Natürlich freue ich mich, dass meine betagte Mutter noch lebt. Ihre geistige Präsenz und ihre politische Versiertheit sind beeindruckend. Mein Gedächtnis funktionert längst nicht so gut wie ihres. Konnte sie bisher allein und selbstbestimmt leben, plagen sie nun aber diffuse Ängste. Vor allem die Angst, plötzlich nicht mehr zu atmen – und dann mit dieser Situation allein zu sein.

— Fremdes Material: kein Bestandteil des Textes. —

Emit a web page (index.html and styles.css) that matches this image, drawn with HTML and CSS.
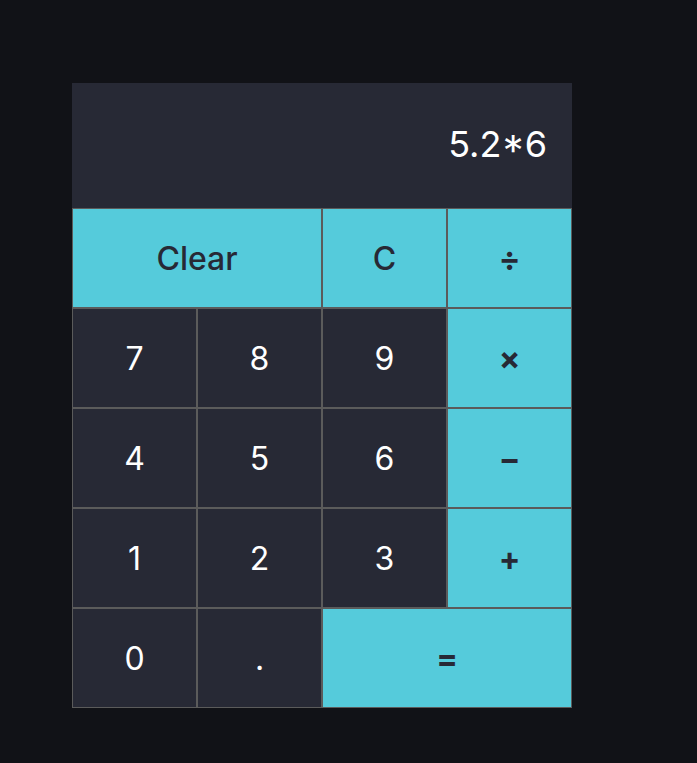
FILE: index.html
```html
<!DOCTYPE html>
<html>
<head>
<meta charset="utf-8">
<link rel="stylesheet" href="styles.css">
</head>
<body>
<div class="calc">
  <div class="display">5.2*6</div>
  <button class="btn op span2">Clear</button>
  <button class="btn op">C</button>
  <button class="btn op sym">÷</button>
  <button class="btn num">7</button>
  <button class="btn num">8</button>
  <button class="btn num">9</button>
  <button class="btn op sym">×</button>
  <button class="btn num">4</button>
  <button class="btn num">5</button>
  <button class="btn num">6</button>
  <button class="btn op sym">−</button>
  <button class="btn num">1</button>
  <button class="btn num">2</button>
  <button class="btn num">3</button>
  <button class="btn op sym">+</button>
  <button class="btn num">0</button>
  <button class="btn num">.</button>
  <button class="btn op sym span2">=</button>
</div>
</body>
</html>
```

FILE: styles.css
```css
html, body {
  margin: 0;
  padding: 0;
}
body {
  background: #111217;
  min-height: 763px;
  padding: 83px 0 0 72px;
  box-sizing: border-box;
  font-family: Inter, "Liberation Sans", sans-serif;
}
.calc {
  display: grid;
  grid-template-columns: repeat(4, 125px);
  grid-template-rows: 125px repeat(5, 100px);
  width: 500px;
}
.display {
  grid-column: span 4;
  background: #272935;
  color: #ffffff;
  font-size: 36px;
  font-weight: 400;
  display: flex;
  align-items: center;
  justify-content: flex-end;
  padding: 0 25px 4px 0;
  box-sizing: border-box;
}
.btn {
  box-sizing: border-box;
  border: 1px solid #5b5b5b;
  margin: 0;
  padding: 0;
  font-family: inherit;
  font-size: 32px;
  display: flex;
  align-items: center;
  justify-content: center;
}
.num {
  background: #272935;
  color: #ffffff;
  font-weight: 400;
}
.op {
  background: #55cbdb;
  color: #272935;
  font-weight: 500;
}
.sym {
  font-weight: 700;
}
.span2 {
  grid-column: span 2;
}
```
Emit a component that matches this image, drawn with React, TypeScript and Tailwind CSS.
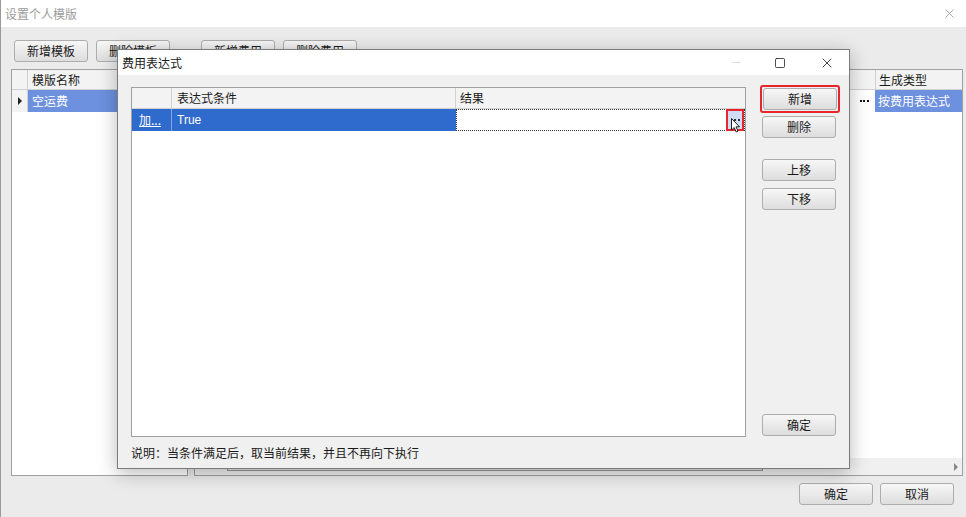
import { Minus, Square, X } from "lucide-react";

const font = { fontFamily: '"Noto Sans CJK SC", "Noto Sans", sans-serif' };

const Btn = ({ label, className = "" }: { label: string; className?: string }) => (
  <button
    className={`flex h-[22px] w-[74px] items-center justify-center rounded-[3px] border border-[#adadad] bg-gradient-to-b from-[#f7f7f7] to-[#dddddd] text-[12px] text-[#1a1a1a] ${className}`}
  >
    {label}
  </button>
);

const Dots = ({ color = "#111" }: { color?: string }) => (
  <div className="flex items-center gap-[1.5px]">
    <div className="h-[2px] w-[2px]" style={{ background: color }} />
    <div className="h-[2px] w-[2px]" style={{ background: color }} />
    <div className="h-[2px] w-[2px]" style={{ background: color }} />
  </div>
);

export default function App() {
  return (
    <div
      className="relative h-[517px] w-[966px] overflow-hidden border-l border-[#9a9a9a] bg-[#ebebec] text-[12px] text-[#1a1a1a]"
      style={font}
    >
      {/* outer title bar */}
      <div className="flex h-[27px] items-center justify-between bg-white pl-[4px] pr-[9px]">
        <span className="text-[12px] text-[#9b9b9b]">设置个人模版</span>
        <X size={15} strokeWidth={1} className="text-[#777]" />
      </div>

      {/* outer toolbar */}
      <div className="ml-[13px] mt-[13px] flex">
        <Btn label="新增模板" />
        <Btn label="删除模板" className="ml-[8px]" />
        <Btn label="新增费用" className="ml-[31px]" />
        <Btn label="删除费用" className="ml-[8px]" />
      </div>

      {/* outer grids */}
      <div className="ml-[10px] mt-[7px] flex h-[407px] w-[952px] gap-[6px]">
        <div className="flex w-[177px] flex-col border border-[#a0a0a0] bg-white">
          <div className="flex h-[20px] border-b border-[#d0d0d0] bg-[#f3f3f3]">
            <div className="w-[16px] border-r border-[#d0d0d0]" />
            <div className="pl-[4px] leading-[20px]">模版名称</div>
          </div>
          <div className="flex h-[22px]">
            <div className="flex w-[16px] items-center justify-center border-r border-[#d0d0d0] bg-[#f3f3f3]">
              <div className="h-0 w-0 border-y-[4px] border-l-[4px] border-y-transparent border-l-[#222]" />
            </div>
            <div className="flex-1 bg-[#6d90df] pl-[4px] leading-[22px] text-white">空运费</div>
          </div>
        </div>
        <div className="flex flex-1 flex-col border border-[#a0a0a0] bg-white">
          <div className="flex h-[20px] justify-end border-b border-[#d0d0d0] bg-[#f3f3f3]">
            <div className="w-[87px] border-l border-[#d0d0d0] pl-[3px] leading-[20px]">生成类型</div>
          </div>
          <div className="flex h-[22px] justify-end">
            <div className="flex w-[22px] items-center justify-center">
              <Dots />
            </div>
            <div className="w-[87px] bg-[#6d90df] pl-[3px] leading-[22px] text-white">按费用表达式</div>
          </div>
          <div className="flex-1" />
          <div className="flex h-[17px] items-center bg-[#f0f0f0]">
            <div className="ml-[32px] h-[9px] w-[536px] border border-[#9a9a9a] bg-[#e6e6e6]" />
            <div className="flex-1" />
            <div className="mr-[4px] h-0 w-0 border-y-[4px] border-l-[4px] border-y-transparent border-l-[#888]" />
          </div>
        </div>
      </div>

      {/* outer bottom buttons */}
      <div className="mr-[12px] mt-[7px] flex justify-end gap-[7px]">
        <Btn label="确定" />
        <Btn label="取消" />
      </div>

      {/* dialog */}
      <div className="absolute left-[116px] top-[49px] flex h-[420px] w-[733px] flex-col border border-[#7a7a7a] bg-[#f0f0f0] shadow-[0_4px_18px_rgba(0,0,0,0.28)]">
        <div className="flex h-[25px] items-center justify-between bg-white pl-[4px]">
          <span className="text-[12px]">费用表达式</span>
          <div className="flex h-full items-center">
            <div className="flex w-[45px] justify-center">
              <Minus size={13} strokeWidth={1} className="text-[#bbb]" />
            </div>
            <div className="flex w-[45px] justify-center pr-[4px]">
              <Square size={12} strokeWidth={1.5} className="text-[#111]" />
            </div>
            <div className="flex w-[45px] justify-center">
              <X size={16} strokeWidth={1.2} className="text-[#111]" />
            </div>
          </div>
        </div>

        <div className="flex flex-1 pl-[13px] pt-[12px]">
          <div className="flex flex-col">
            <div className="flex h-[350px] w-[615px] flex-col border border-[#a0a0a0] bg-white">
              <div className="flex h-[21px] border-b border-[#d0d0d0] bg-[#f3f3f3] leading-[20px]">
                <div className="w-[40px] border-r border-[#d0d0d0]" />
                <div className="w-[284px] border-r border-[#d0d0d0] pl-[5px]">表达式条件</div>
                <div className="flex-1 pl-[4px]">结果</div>
              </div>
              <div className="flex h-[22px]">
                <div className="w-[40px] border-r border-[#7ea4e4] bg-[#2f6bcc] pl-[7px] leading-[22px] text-white underline">
                  加...
                </div>
                <div
                  className="w-[284px] bg-[#2f6bcc] pl-[5px] leading-[22px] text-white"
                  style={{ fontFamily: '"Liberation Sans", "Noto Sans CJK SC", sans-serif' }}
                >
                  True
                </div>
                <div className="relative flex flex-1 items-center justify-end border border-dotted border-[#333] pr-[2px]">
                  <div className="flex h-[18px] w-[14px] items-center justify-center bg-[#cfdcf3] outline-[2.5px] outline-[#e8252c]">
                    <Dots color="#333" />
                  </div>
                  <svg width="11" height="16" viewBox="0 0 11 16" className="absolute right-[2px] top-[8px]">
                    <path
                      d="M0.5 0.5 L0.5 12 L3.2 9.5 L5.2 14 L7 13.2 L5 8.8 L8.5 8.8 Z"
                      fill="white"
                      stroke="#222"
                      strokeWidth="1"
                    />
                  </svg>
                </div>
              </div>
            </div>
            <div className="pt-[7px] text-[12px]">说明：当条件满足后，取当前结果，并且不再向下执行</div>
          </div>

          <div className="ml-[16px] flex flex-col">
            <div className="rounded-[1px] p-[1px] outline-[2.5px] outline-[#e8252c]">
              <Btn label="新增" />
            </div>
            <Btn label="删除" className="mt-[5px]" />
            <Btn label="上移" className="mt-[21px]" />
            <Btn label="下移" className="mt-[7px]" />
            <Btn label="确定" className="mt-[204px]" />
          </div>
        </div>
      </div>
    </div>
  );
}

Wir nehmen das ernst, denn wer weiss schon, wann sich ein Leben seinem Ende zuneigt? Aber diese Situation bringt uns Geschwister an unsere Grenzen. Dabei handelt es sich bisher um keine Pflegesituation, es geht einfach um Anwesenheit, ums Da-sein, vor allem in der Nacht.
Aber wie kann man einfach mal so auf die Schnelle da sein?
Zwischen Partnerschaft, Enkeln und sonstigen Verpflichtungen ringe ich mir irgendwie die Zeit ab, verbringe regelmässig hunderte von Kilometern im Zug. Das Warten auf verspätete oder ausgefallene Verbindungen ist mittlerweile Routine und das Rückforderungsformular der Deutschen Bahn kenne ich auswendig. Ich habe mir sogar überlegt, dieses Unternehmen auf Lebenszeit-Klau zu verklagen.
Zu all dem gesellt sich die ernüchternde Erfahrung, dass alte Geschwisterkonflikte plötzlich wieder aufbrechen und sich auf meine Selbstwahrnehmung auswirken: Da ist sie wieder, diese störrische und motzende Kleine, die man dann einfach ignoriert…
Dabei wollte ich doch nur endlich einfach „losleben“…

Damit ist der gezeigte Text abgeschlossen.